[Front-end source files]

----------------------------------------

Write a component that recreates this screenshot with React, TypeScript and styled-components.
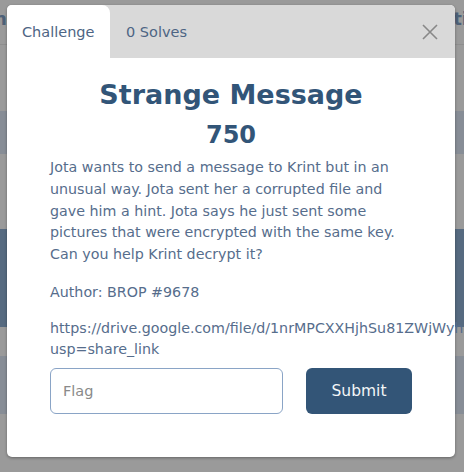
import React from "react";
import styled, { createGlobalStyle } from "styled-components";

const Global = createGlobalStyle`
  html, body { margin: 0; padding: 0; }
  body {
    width: 464px; height: 472px; overflow: hidden;
    background: #9a9a9a;
    font-family: "DejaVu Sans", "Open Sans", sans-serif;
  }
`;

const Page = styled.div`
  position: relative;
  width: 464px;
  height: 472px;
  overflow: hidden;
  background: #9a9a9a;
  display: flex;
  flex-direction: column;
`;

const TopStrip = styled.div`
  height: 45px;
  border-bottom: 1px solid #8e8e8e;
  display: flex;
  justify-content: space-between;
  align-items: center;
  padding: 0 0 8px;
  box-sizing: border-box;
  color: #4d6178;
  font-weight: 700;
  font-size: 18px;
`;

const Band = styled.div<{ $h: number; $mt: number; $color: string }>`
  height: ${(p) => p.$h}px;
  margin-top: ${(p) => p.$mt}px;
  background: ${(p) => p.$color};
`;

const Modal = styled.div`
  position: absolute;
  top: 5px;
  left: 7px;
  width: 448px;
  height: 452px;
  background: #fff;
  border-radius: 5px;
  box-shadow: 0 1px 3px rgba(0, 0, 0, 0.35);
  display: flex;
  flex-direction: column;
`;

const TabBar = styled.div`
  height: 53px;
  background: #d9d9d9;
  border-radius: 5px 5px 0 0;
  display: flex;
  align-items: stretch;
  position: relative;
`;

const Tab = styled.div<{ $active?: boolean }>`
  display: flex;
  align-items: center;
  padding: 0 15px;
  font-size: 14.5px;
  color: #4d6584;
  background: ${(p) => (p.$active ? "#fff" : "transparent")};
  border-radius: ${(p) => (p.$active ? "5px 8px 0 0" : "0")};
  width: ${(p) => (p.$active ? "73px" : "auto")};
  margin-left: ${(p) => (p.$active ? "0" : "1px")};
`;

const Close = styled.button`
  position: absolute;
  right: 16px;
  top: 18px;
  width: 18px;
  height: 18px;
  padding: 0;
  border: none;
  background: transparent;
  display: flex;
  align-items: center;
  justify-content: center;
`;

const Body = styled.div`
  padding: 19px 43px 0 43px;
  display: flex;
  flex-direction: column;
`;

const Title = styled.h1`
  margin: 0;
  text-align: center;
  font-size: 27px;
  font-weight: 800;
  color: #325578;
  line-height: 36px;
`;

const Points = styled.div`
  text-align: center;
  font-size: 24px;
  font-weight: 700;
  color: #325578;
  line-height: 30px;
  margin-top: 7px;
`;

const Para = styled.p`
  margin: 7px 0 0;
  font-size: 14.25px;
  line-height: 21.75px;
  color: #566d8c;
  white-space: nowrap;
`;

const Author = styled(Para)`
  margin-top: 16px;
`;

const Link = styled(Para)`
  margin-top: 14px;
  line-height: 21px;
`;

const Form = styled.form`
  display: flex;
  margin-top: 8px;
  gap: 23px;
`;

const Input = styled.input`
  width: 233px;
  height: 46px;
  box-sizing: border-box;
  border: 1px solid #8aa4c6;
  border-radius: 6px;
  padding: 0 12px;
  font-family: inherit;
  font-size: 14.5px;
  color: #333;
  outline: none;
  &::placeholder { color: #8a8a8a; }
`;

const Submit = styled.button`
  width: 106px;
  height: 46px;
  border: none;
  border-radius: 6px;
  background: #335577;
  color: #f4f6f8;
  font-family: inherit;
  font-size: 15.5px;
`;

export default function App() {
  return (
    <>
      <Global />
      <Page>
        <TopStrip>
          <span style={{ marginLeft: -6 }}>ng</span>
          <span style={{ marginRight: -4 }}>ti</span>
        </TopStrip>
        <Band $h={43} $mt={66} $color="#878d96" />
        <Band $h={98} $mt={75} $color="#566a80" />
        <Band $h={58} $mt={29} $color="#878d96" />
        <Modal>
          <TabBar>
            <Tab $active>Challenge</Tab>
            <Tab>0 Solves</Tab>
            <Close aria-label="Close">
              <svg width="16" height="16" viewBox="0 0 16 16">
                <path d="M1 1 L15 15 M15 1 L1 15" stroke="#888" strokeWidth="1.6" fill="none" />
              </svg>
            </Close>
          </TabBar>
          <Body>
            <Title>Strange Message</Title>
            <Points>750</Points>
            <Para>
              Jota wants to send a message to Krint but in an
              <br />
              unusual way. Jota sent her a corrupted file and
              <br />
              gave him a hint. Jota says he just sent some
              <br />
              pictures that were encrypted with the same key.
              <br />
              Can you help Krint decrypt it?
            </Para>
            <Author>Author: BROP #9678</Author>
            <Link>
              https://drive.google.com/file/d/1nrMPCXXHjhSu81ZWjWyhgT4aQ/view?
              <br />
              usp=share_link
            </Link>
            <Form onSubmit={(e) => e.preventDefault()}>
              <Input placeholder="Flag" />
              <Submit type="submit">Submit</Submit>
            </Form>
          </Body>
        </Modal>
      </Page>
    </>
  );
}
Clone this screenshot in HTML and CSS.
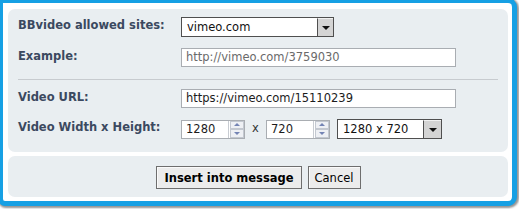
FILE: index.html
```html
<!DOCTYPE html>
<html>
<head>
<meta charset="utf-8">
<link rel="stylesheet" href="styles.css">
</head>
<body>
<div class="dialog">
  <div class="panel main">
    <div class="row">
      <div class="label">BBvideo allowed sites:</div>
      <div class="select site"><span class="val">vimeo.com</span><span class="arrow"><i></i></span></div>
    </div>
    <div class="row r-example">
      <div class="label">Example:</div>
      <div class="input example">http://vimeo.com/3759030</div>
    </div>
    <div class="sep"></div>
    <div class="row r-url">
      <div class="label">Video URL:</div>
      <div class="input url">https://vimeo.com/15110239</div>
    </div>
    <div class="row r-dims">
      <div class="label">Video Width x Height:</div>
      <div class="dims">
        <div class="num"><span class="val">1280</span><span class="spin"><i class="up"></i><i class="down"></i></span></div>
        <span class="times">x</span>
        <div class="num"><span class="val">720</span><span class="spin"><i class="up"></i><i class="down"></i></span></div>
        <div class="select size"><span class="val">1280 x 720</span><span class="arrow"><i></i></span></div>
      </div>
    </div>
  </div>
  <div class="panel foot">
    <button class="btn primary">Insert into message</button>
    <button class="btn">Cancel</button>
  </div>
</div>
</body>
</html>
```
FILE: styles.css
```css
html, body {
  margin: 0;
  padding: 0;
  background: #ffffff;
  overflow: hidden;
}
body {
  width: 519px;
  height: 209px;
  font-family: "DejaVu Sans", Verdana, sans-serif;
  font-size: 11.5px;
}
.dialog {
  box-sizing: border-box;
  width: 519px;
  height: 208px;
  margin: -2px 0 0 -2px;
  border: 5px solid #16a0e4;
  border-radius: 0 9px 9px 7px;
  background: #ffffff;
  padding: 6px 4px 4px 5px;
  display: flex;
  flex-direction: column;
  gap: 4px;
  box-shadow: 1px 1px 2px 1px rgba(60, 60, 60, 0.55);
}
.panel {
  background: #e9eef1;
  border-radius: 7px;
  box-sizing: border-box;
}
.main {
  height: 143px;
  padding: 8px 10px 0 10px;
}
.foot {
  flex: 1;
  display: flex;
  justify-content: center;
  align-items: flex-start;
  gap: 6px;
  padding-top: 10px;
  padding-left: 1px;
}
.row {
  display: grid;
  grid-template-columns: 163px auto;
  align-items: center;
}
.r-example { margin-top: 11px; }
.r-url { margin-top: 9px; }
.r-dims { margin-top: 11px; }
.label {
  font-weight: bold;
  color: #3b4960;
  margin-top: -4px;
  white-space: nowrap;
}
.sep {
  height: 1px;
  background: #c7cbcf;
  margin-top: 12px;
}
.select {
  box-sizing: border-box;
  height: 20px;
  border: 1px solid #4f4f4f;
  background: #ffffff;
  display: flex;
  align-items: center;
  color: #111;
}
.select .val {
  flex: 1;
  padding-left: 5px;
  white-space: nowrap;
}
.select .arrow {
  width: 16px;
  height: 18px;
  box-sizing: border-box;
  background: #d4d4d4;
  border-left: 1px solid #4f4f4f;
  border-top: 1px solid #f2f2f2;
  display: flex;
  align-items: center;
  justify-content: center;
}
.select .arrow i {
  display: block;
  width: 0;
  height: 0;
  border-left: 4px solid transparent;
  border-right: 4px solid transparent;
  border-top: 4px solid #111;
  margin-top: 1px;
}
.site { width: 153px; }
.size { width: 105px; }
.size .arrow { width: 18px; }
.input {
  box-sizing: border-box;
  width: 275px;
  height: 19px;
  border: 1px solid #a9adb2;
  background: #ffffff;
  padding-left: 4px;
  line-height: 17px;
  white-space: nowrap;
}
.example { color: #6a6a6a; }
.url { color: #1c1c1c; }
.dims {
  display: flex;
  align-items: center;
  height: 20px;
}
.num {
  box-sizing: border-box;
  width: 64px;
  height: 19px;
  border: 1px solid #a9adb2;
  background: #ffffff;
  display: flex;
  align-items: stretch;
  color: #1c1c1c;
}
.num .val {
  flex: 1;
  padding-left: 4px;
  line-height: 17px;
}
.spin {
  width: 15px;
  display: flex;
  flex-direction: column;
  border-left: 1px solid #c8ccd2;
}
.spin i {
  flex: 1;
  display: flex;
  align-items: center;
  justify-content: center;
  background: #eef0f4;
  border: 1px solid #c3c8d0;
  margin: 0 0 0 1px;
}
.spin i::after {
  content: "";
  display: block;
  width: 0;
  height: 0;
  border-left: 3px solid transparent;
  border-right: 3px solid transparent;
}
.spin .up::after { border-bottom: 3px solid #7484b4; }
.spin .down::after { border-top: 3px solid #7484b4; }
.times {
  width: 21px;
  text-align: center;
  color: #333;
  margin-top: -3px;
}
.size { margin-left: 7px; }
.btn {
  font-family: "DejaVu Sans", Verdana, sans-serif;
  font-size: 11.5px;
  height: 23px;
  box-sizing: border-box;
  border: 1px solid #6e6e6e;
  background: #ececec;
  color: #000;
  padding: 0 6px;
  margin: 0;
  box-shadow: inset 1px 1px 0 #fafafa;
}
.btn.primary {
  font-weight: bold;
  padding: 0 7px;
}
```
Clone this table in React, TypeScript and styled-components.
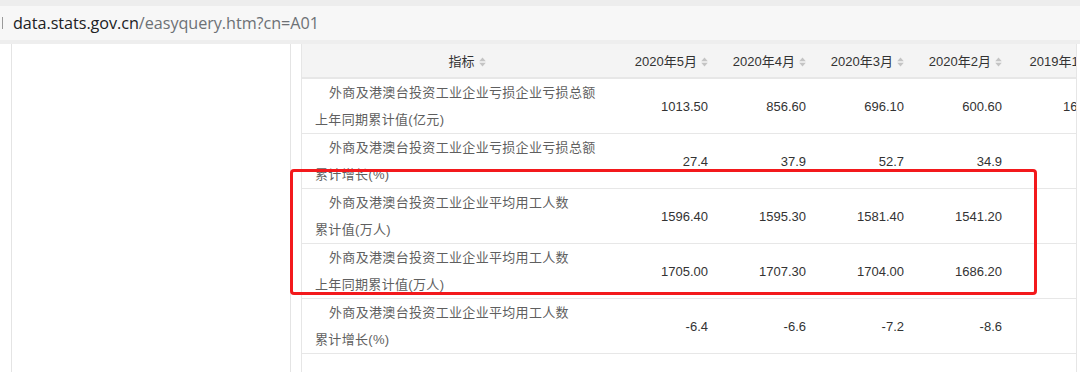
import styled, { createGlobalStyle } from 'styled-components';

const GlobalStyle = createGlobalStyle`
  html, body {
    margin: 0;
    padding: 0;
    background: #ffffff;
    font-family: "Liberation Sans", "Noto Sans CJK SC", sans-serif;
  }
  #root {
    width: 1080px;
    height: 372px;
    overflow: hidden;
  }
`;

const BrowserBar = styled.div`
  height: 44px;
  box-sizing: border-box;
  background: #ededed;
  padding-top: 6px;
  border-bottom: 4px solid #eeeeee;
`;

const AddressField = styled.div`
  height: 34px;
  background: #f7f7f7;
  display: flex;
  align-items: center;
  gap: 10px;
  padding-left: 2px;
  font-family: "Open Sans", "Noto Sans", sans-serif;
  font-size: 16.2px;
  letter-spacing: -0.05px;
`;

const Caret = styled.span`
  width: 1px;
  height: 12px;
  background: #9a9a9a;
`;

const UrlHost = styled.span`
  color: #202124;
`;

const UrlPath = styled.span`
  color: #6d7175;
`;

const Main = styled.div`
  position: relative;
  display: flex;
  height: 328px;
`;

const Sidebar = styled.aside`
  margin-left: 11px;
  width: 278px;
  border-left: 1px solid #e4e4e4;
  border-right: 1px solid #e4e4e4;
  background: #ffffff;
`;

const TableWrap = styled.div`
  margin-left: 10px;
  width: 774px;
  border-left: 1px solid #e6e6e6;
  border-right: 1px solid #e6e6e6;
  overflow: hidden;
`;

const DataTable = styled.table`
  table-layout: fixed;
  border-collapse: collapse;
  width: 816px;
  font-size: 13px;
`;

const HeadCell = styled.th<{ $align: 'center' | 'right'; $width: number }>`
  width: ${p => p.$width}px;
  height: 34px;
  padding: 0 8px 0 0;
  box-sizing: border-box;
  background: #f4f4f4;
  border-bottom: 2px solid #e7e7e7;
  color: #333333;
  font-weight: normal;
  text-align: ${p => p.$align};
  white-space: nowrap;
  ${p => p.$align === 'center' && 'padding: 0 0 0 14px;'}
`;

const SortIcon = styled.svg`
  margin-left: 4px;
  vertical-align: -1px;
`;

const Row = styled.tr`
  border-bottom: 1px solid #e7e7e7;
`;

const LabelCell = styled.td`
  height: 54px;
  padding: 0 0 0 13px;
  line-height: 27px;
  color: #5f5f5f;
  letter-spacing: 0.33px;
  vertical-align: top;
  white-space: nowrap;
`;

const LabelName = styled.div`
  text-indent: 14px;
`;

const ValueCell = styled.td`
  padding: 0 8px 0 0;
  text-align: right;
  color: #333333;
  vertical-align: middle;
  white-space: nowrap;
`;

const Highlight = styled.div`
  position: absolute;
  left: 290px;
  top: 125px;
  width: 747px;
  height: 126px;
  box-sizing: border-box;
  border: 3px solid #f3191c;
  border-radius: 4px;
  pointer-events: none;
`;

const Sort = () => (
  <SortIcon width="7" height="10" viewBox="0 0 7 10">
    <path d="M3.5 0.5 L6.8 4.2 L0.2 4.2 Z" fill="#c4c4c4" />
    <path d="M3.5 9.5 L6.8 5.8 L0.2 5.8 Z" fill="#c4c4c4" />
  </SortIcon>
);

const months = ['2020年5月', '2020年4月', '2020年3月', '2020年2月', '2019年12月'];

interface Indicator {
  name: string;
  unit: string;
  values: string[];
}

const rows: Indicator[] = [
  {
    name: '外商及港澳台投资工业企业亏损企业亏损总额',
    unit: '上年同期累计值(亿元)',
    values: ['1013.50', '856.60', '696.10', '600.60', '1674.80']
  },
  {
    name: '外商及港澳台投资工业企业亏损企业亏损总额',
    unit: '累计增长(%)',
    values: ['27.4', '37.9', '52.7', '34.9', '']
  },
  {
    name: '外商及港澳台投资工业企业平均用工人数',
    unit: '累计值(万人)',
    values: ['1596.40', '1595.30', '1581.40', '1541.20', '']
  },
  {
    name: '外商及港澳台投资工业企业平均用工人数',
    unit: '上年同期累计值(万人)',
    values: ['1705.00', '1707.30', '1704.00', '1686.20', '']
  },
  {
    name: '外商及港澳台投资工业企业平均用工人数',
    unit: '累计增长(%)',
    values: ['-6.4', '-6.6', '-7.2', '-8.6', '']
  }
];

const App = () => {
  return (
    <>
      <GlobalStyle />
      <BrowserBar>
        <AddressField>
          <Caret />
          <span>
            <UrlHost>data.stats.gov.cn</UrlHost>
            <UrlPath>/easyquery.htm?cn=A01</UrlPath>
          </span>
        </AddressField>
      </BrowserBar>
      <Main>
        <Sidebar />
        <TableWrap>
          <DataTable>
            <thead>
              <tr>
                <HeadCell $align="center" $width={316}>
                  指标<Sort />
                </HeadCell>
                {months.map((m, i) => (
                  <HeadCell key={m} $align="right" $width={i === 4 ? 108 : 98}>
                    {m}<Sort />
                  </HeadCell>
                ))}
              </tr>
            </thead>
            <tbody>
              {rows.map((r, i) => (
                <Row key={i}>
                  <LabelCell>
                    <LabelName>{r.name}</LabelName>
                    <div>{r.unit}</div>
                  </LabelCell>
                  {r.values.map((v, j) => (
                    <ValueCell key={j}>{v}</ValueCell>
                  ))}
                </Row>
              ))}
            </tbody>
          </DataTable>
        </TableWrap>
        <Highlight />
      </Main>
    </>
  );
};

export default App;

----------------------------------------

▸ **WHAT THIS TASK INVOLVES**: Check each line of the data above for the string "Clone" and report only how many lines have it.

▸ **WRITTEN SOLUTION**: 2